Toast (?), v. t. [imp. & p. p. Toasted (?); p. pr. & vb. n. Toasting.] [OF. toster to roast, toast, fr. L. torrere, tostum, to parch, roast. See Torrid.]
1.
To dry and brown by the heat of a fire; as, to toast bread.
2.
To warm thoroughly; as, to toast the feet.
3.
To name when a health is proposed to be drunk; to drink to the health, or in honor, of; as, to toast a lady.
© Webster 1913.
Toast, n. [OF. toste, or tost'ee, toasted bread. See Toast, v.]
Bread dried and browned before a fire, usually in slices; also, a kind of food prepared by putting slices of toasted bread into milk, gravy, etc.

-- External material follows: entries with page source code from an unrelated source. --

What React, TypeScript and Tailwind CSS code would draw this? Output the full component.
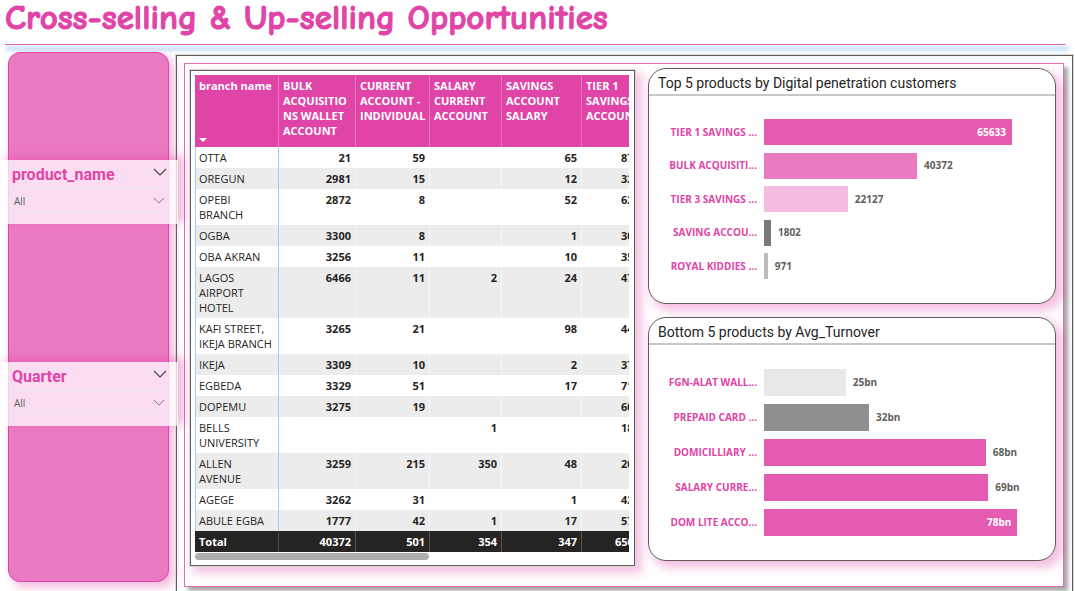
import React from "react";

type Row = { branch: string; values: string[] };

const columns = [
  "BULK ACQUISITIO NS WALLET ACCOUNT",
  "CURRENT ACCOUNT - INDIVIDUAL",
  "SALARY CURRENT ACCOUNT",
  "SAVINGS ACCOUNT SALARY",
  "TIER 1 SAVINGS ACCOUNT",
];

const rows: Row[] = [
  { branch: "OTTA", values: ["21", "59", "", "65", "87"] },
  { branch: "OREGUN", values: ["2981", "15", "", "12", "32"] },
  { branch: "OPEBI BRANCH", values: ["2872", "8", "", "52", "62"] },
  { branch: "OGBA", values: ["3300", "8", "", "1", "30"] },
  { branch: "OBA AKRAN", values: ["3256", "11", "", "10", "35"] },
  { branch: "LAGOS AIRPORT HOTEL", values: ["6466", "11", "2", "24", "47"] },
  { branch: "KAFI STREET, IKEJA BRANCH", values: ["3265", "21", "", "98", "44"] },
  { branch: "IKEJA", values: ["3309", "10", "", "2", "37"] },
  { branch: "EGBEDA", values: ["3329", "51", "", "17", "71"] },
  { branch: "DOPEMU", values: ["3275", "19", "", "", "60"] },
  { branch: "BELLS UNIVERSITY", values: ["", "", "1", "", "18"] },
  { branch: "ALLEN AVENUE", values: ["3259", "215", "350", "48", "20"] },
  { branch: "AGEGE", values: ["3262", "31", "", "1", "42"] },
  { branch: "ABULE EGBA", values: ["1777", "42", "1", "17", "57"] },
];

const totals = ["40372", "501", "354", "347", "650"];

type Bar = { label: string; value: string; percent: number; color: string; inside?: boolean };

const topProducts: Bar[] = [
  { label: "TIER 1 SAVINGS ...", value: "65633", percent: 85.2, color: "bg-[#e55bb1]", inside: true },
  { label: "BULK ACQUISITI...", value: "40372", percent: 52.6, color: "bg-[#ea7bc1]" },
  { label: "TIER 3 SAVINGS ...", value: "22127", percent: 28.8, color: "bg-[#f4bde0]" },
  { label: "SAVING ACCOU...", value: "1802", percent: 2.4, color: "bg-[#7a7a7a]" },
  { label: "ROYAL KIDDIES ...", value: "971", percent: 1.3, color: "bg-[#bdbdbd]" },
];

const bottomProducts: Bar[] = [
  { label: "FGN-ALAT WALL...", value: "25bn", percent: 28.1, color: "bg-[#e8e8e8]" },
  { label: "PREPAID CARD ...", value: "32bn", percent: 36.1, color: "bg-[#8f8f8f]" },
  { label: "DOMICILLIARY ...", value: "68bn", percent: 76.2, color: "bg-[#e55bb1]" },
  { label: "SALARY CURRE...", value: "69bn", percent: 77.1, color: "bg-[#e55bb1]" },
  { label: "DOM LITE ACCO...", value: "78bn", percent: 87.1, color: "bg-[#e55bb1]", inside: true },
];

function Chevron({ className }: { className: string }) {
  return (
    <svg viewBox="0 0 14 8" className={className} fill="none" stroke="currentColor" strokeWidth="1.1" aria-hidden="true">
      <path d="M1 1l6 6 6-6" />
    </svg>
  );
}

function Slicer({ name }: { name: string }) {
  return (
    <section className="relative z-10 -mr-[10px] -ml-2 h-16 bg-white/75 pr-[10px] pl-[7px] shadow-[5px_-3px_8px_1px_rgba(226,67,167,0.35)]">
      <div className="flex h-[29px] items-center justify-between border-b border-[#e3e3ea]/80 pr-px pl-1">
        <h2 className="pt-[2px] font-['Roboto',sans-serif] text-base font-bold text-[#e044a7]">{name}</h2>
        <button aria-label={`Collapse ${name}`} className="text-[#444]">
          <Chevron className="mb-1 h-2 w-[14px]" />
        </button>
      </div>
      <button
        aria-label={`${name} filter`}
        className="flex h-[23px] w-full items-center justify-between border-b border-[#e3e3ea]/80 pr-[3px] pl-[6px] font-['Open_Sans',sans-serif] text-[10px] text-[#605e5c]"
      >
        <span className="pt-[3px]">All</span>
        <Chevron className="h-[7px] w-3 text-[#777]" />
      </button>
    </section>
  );
}

function BarChart({
  title,
  bars,
  barClass,
  listClass,
}: {
  title: string;
  bars: Bar[];
  barClass: string;
  listClass: string;
}) {
  return (
    <section className="rounded-[18px] border border-[#605e5c] bg-white shadow-[5px_5px_9px_2px_rgba(226,67,167,0.33)]">
      <h2 className="flex h-[27px] items-center border-b-2 border-[#c8c8c8] pt-1 pl-[9px] font-['Roboto',sans-serif] text-[14px] text-[#252423]">
        {title}
      </h2>
      <ul
        className={`flex flex-col justify-between pb-6 font-['Open_Sans',sans-serif] text-[10px] font-bold ${listClass}`}
      >
        {bars.map((bar) => (
          <li key={bar.label} className={`flex items-center ${barClass}`}>
            <span className="w-[115px] shrink-0 pr-[7px] text-right whitespace-nowrap text-[#e044a7]">{bar.label}</span>
            <div className="flex h-full flex-1 items-center gap-[7px]">
              <div
                className={`flex h-full shrink-0 items-center justify-end text-white ${bar.inside ? "pr-[6px]" : ""} ${bar.color}`}
                style={{ width: `${bar.percent}%` }}
              >
                {bar.inside ? bar.value : null}
              </div>
              {bar.inside ? null : <span className="text-[#605e5c]">{bar.value}</span>}
            </div>
          </li>
        ))}
      </ul>
    </section>
  );
}

function BranchTable() {
  return (
    <section className="border border-[#605e5c] bg-white py-1 pr-[5px] pb-[5px] pl-1 shadow-[5px_5px_9px_2px_rgba(226,67,167,0.33)] outline outline-[#d8d8d8]">
      <div className="overflow-hidden">
        <table className="w-[458px] table-fixed border-separate border-spacing-0 font-['Open_Sans',sans-serif] text-[11px] leading-[15px] text-[#252423]">
          <colgroup>
            <col className="w-[84px]" />
            <col className="w-[77px]" />
            <col className="w-[74px]" />
            <col className="w-[72px]" />
            <col className="w-[80px]" />
            <col className="w-[71px]" />
          </colgroup>
          <thead>
            <tr className="h-[72px] bg-[#e044a7] text-left align-top text-white">
              <th className="relative border-r border-[#ea78c0] pt-[3px] pl-1 font-bold">
                branch name
                <svg viewBox="0 0 8 4" className="absolute bottom-[5px] left-1 h-1 w-2" fill="currentColor" aria-hidden="true">
                  <path d="M0 0h8L4 4z" />
                </svg>
              </th>
              {columns.map((column) => (
                <th key={column} className="border-r border-[#ea78c0] pt-[3px] pl-1 font-bold">
                  {column}
                </th>
              ))}
            </tr>
          </thead>
          <tbody>
            {rows.map((row) => (
              <tr key={row.branch} className="align-top even:bg-[#ececec]">
                <th className="border-r border-l border-[#a5cdee] py-[3px] pr-1 pl-[3px] text-left font-normal">
                  {row.branch}
                </th>
                {row.values.map((value, index) => (
                  <td
                    key={index}
                    className={
                      index === 4
                        ? "py-[3px] pl-[39px] text-left font-bold"
                        : "border-r border-white/50 py-[3px] pr-1 text-right font-bold"
                    }
                  >
                    {value}
                  </td>
                ))}
              </tr>
            ))}
          </tbody>
          <tfoot>
            <tr className="bg-[#252423] font-bold text-white">
              <th className="border-r border-[#3b4a5c] py-[3px] pl-1 text-left">Total</th>
              {totals.map((value, index) => (
                <td
                  key={index}
                  className={index === 4 ? "py-[3px] pl-[33px] text-left" : "border-r border-[#555] py-[3px] pr-1 text-right"}
                >
                  {value}
                </td>
              ))}
            </tr>
          </tfoot>
        </table>
      </div>
      <div className="mt-px h-[7px] w-[54%] rounded-full bg-[#b0aeac]" />
    </section>
  );
}

export default function App() {
  return (
    <div className="flex min-h-screen flex-col overflow-hidden bg-white">
      <header className="pr-[9px] pl-[5px]">
        <h1 className="h-11 font-['Comic_Sans_MS','Comic_Neue','Open_Sans',sans-serif] text-[35px] leading-[36px] font-bold whitespace-nowrap text-[#e044a7] [-webkit-text-stroke:1px_#e044a7]">
          Cross-selling &amp; Up-selling Opportunities
        </h1>
        <div className="h-px bg-[#e36bb5] shadow-[2px_4px_4px_1px_#a4cef0]" />
      </header>
      <main className="flex flex-1 gap-[7px] pt-[7px] pr-[2px] pl-2">
        <aside className="mb-[10px] flex w-[161px] shrink-0 flex-col gap-[138px] rounded-[12px] border border-[#e044a7] bg-[#ea7ac1] pt-[107px] shadow-[5px_5px_8px_1px_rgba(226,67,167,0.33)]">
          <Slicer name="product_name" />
          <Slicer name="Quarter" />
        </aside>
        <div className="mt-[3px] flex-1 border border-b-0 border-[#605e5c] pt-[7px] pr-2 pb-[5px] pl-[7px] outline outline-[#d8d8d8]">
          <div className="grid grid-cols-[445fr_408fr] items-start gap-[13px] border border-[#e36bb5] pt-1 pr-[7px] pb-5 pl-[5px] shadow-[4px_4px_4px_rgba(0,0,0,0.35)]">
            <div className="min-w-0 pt-[2px]">
              <BranchTable />
            </div>
            <div className="flex flex-col gap-[13px]">
              <BarChart
                title="Top 5 products by Digital penetration customers"
                bars={topProducts}
                barClass="h-[26px]"
                listClass="h-[207px] pt-[23px]"
              />
              <BarChart
                title="Bottom 5 products by Avg_Turnover"
                bars={bottomProducts}
                barClass="h-[27px]"
                listClass="h-[215px] pt-6"
              />
            </div>
          </div>
        </div>
      </main>
    </div>
  );
}
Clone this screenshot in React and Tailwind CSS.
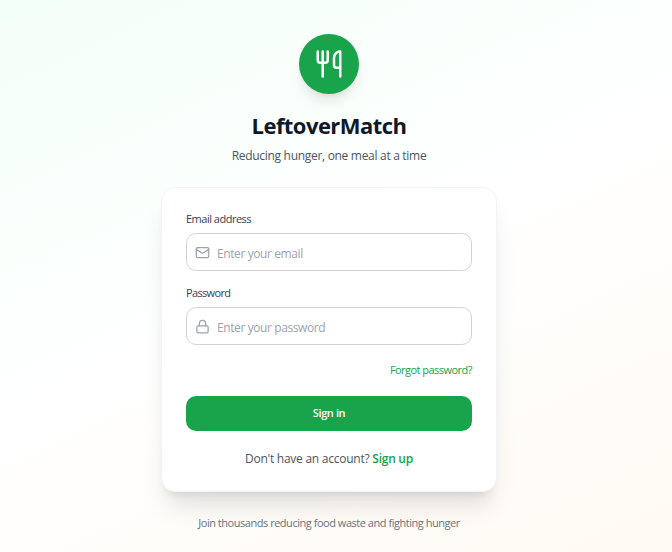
import React, { useState } from 'react';
import { Lock, Mail, Utensils } from 'lucide-react';

const Field = ({ label, icon: Icon, type, placeholder, labelClass }) => {
  const [value, setValue] = useState('');

  return (
    <label className="block">
      <span className={`block h-4 text-[11px] leading-4 font-medium text-[#374151] whitespace-nowrap ${labelClass}`}>{label}</span>
      <span className="mt-1.5 flex h-[38px] items-center rounded-[10px] border border-[#d1d5db] bg-white pl-2">
        <Icon className="size-[15px] shrink-0 text-[#9ca3af]" strokeWidth={2} />
        <input
          type={type}
          value={value}
          onChange={(e) => setValue(e.target.value)}
          placeholder={placeholder}
          className="ml-[7px] h-full min-w-0 flex-1 bg-transparent pt-[2px] text-xs tracking-[-0.4px] text-gray-900 outline-none placeholder:text-[#9ca3af]"
        />
      </span>
    </label>
  );
};

const App = () => (
  <div className="h-[552px] overflow-hidden bg-[linear-gradient(155deg,#f3fff9_0%,#ffffff_50%,#fffaf3_100%)] pr-[14px] font-['Open_Sans',sans-serif]">
    <div className="mx-auto flex w-[336px] flex-col pt-[34px]">
      {/* Logo and tagline */}
      <header className="flex flex-col items-center">
        <div className="flex size-[60px] items-center justify-center rounded-full bg-[#19a44b] shadow-lg">
          <Utensils className="size-[30px] text-white" strokeWidth={2} />
        </div>
        <h1 className="mt-[15px] h-8 text-[22px] leading-8 font-bold tracking-[-0.55px] text-[#111827]">LeftoverMatch</h1>
        <p className="mt-[6px] h-[18px] text-xs leading-[18px] tracking-[-0.3px] text-[#4b5563]">Reducing hunger, one meal at a time</p>
      </header>

      {/* Sign in card */}
      <form className="mt-[22px] h-[305px] rounded-[14px] border border-[#f3f4f6] bg-white px-6 pt-[23px] shadow-xl" onSubmit={(e) => e.preventDefault()}>
        <Field label="Email address" icon={Mail} type="email" placeholder="Enter your email" labelClass="tracking-[-0.5px]" />
        <div className="mt-3.5">
          <Field label="Password" icon={Lock} type="password" placeholder="Enter your password" labelClass="tracking-[-0.65px]" />
        </div>
        <div className="mt-[17px] flex h-4 justify-end">
          <a href="#" className="text-[11px] leading-4 tracking-[-0.53px] text-[#16a34a]">Forgot password?</a>
        </div>
        <button type="submit" className="mt-[18px] flex h-[35px] w-full items-center justify-center rounded-[10px] bg-[#19a44b] text-[11px] font-semibold tracking-[-0.4px] text-white">
          Sign in
        </button>
        <p className="mt-[19px] text-center text-xs leading-[18px] tracking-[-0.25px] text-[#4b5563]">
          Don't have an account? <a href="#" className="font-semibold text-[#16a34a]">Sign up</a>
        </p>
      </form>

      <p className="mt-[23px] text-center text-[11px] leading-4 tracking-[-0.47px] text-[#6b7280]">
        Join thousands reducing food waste and fighting hunger
      </p>
    </div>
  </div>
);

export default App;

My sober evening let the tankard bless, With toast embrowned, and fragrant nutmeg fraught. T. Warton.
A lady in honor of whom persons or a company are invited to drink; -- so called because toasts were formerly put into the liquor, as a great delicacy.
It now came to the time of Mr. Jones to give a toast . . . who could not refrain from mentioning his dear Sophia. Fielding.
Hence, any person, especially a person of distinction, in honor of whom a health is drunk; hence, also, anything so commemorated; a sentiment, as "The land we live in," "The day we celebrate," etc.
Toast rack, a small rack or stand for a table, having partitions for holding slices of dry toast.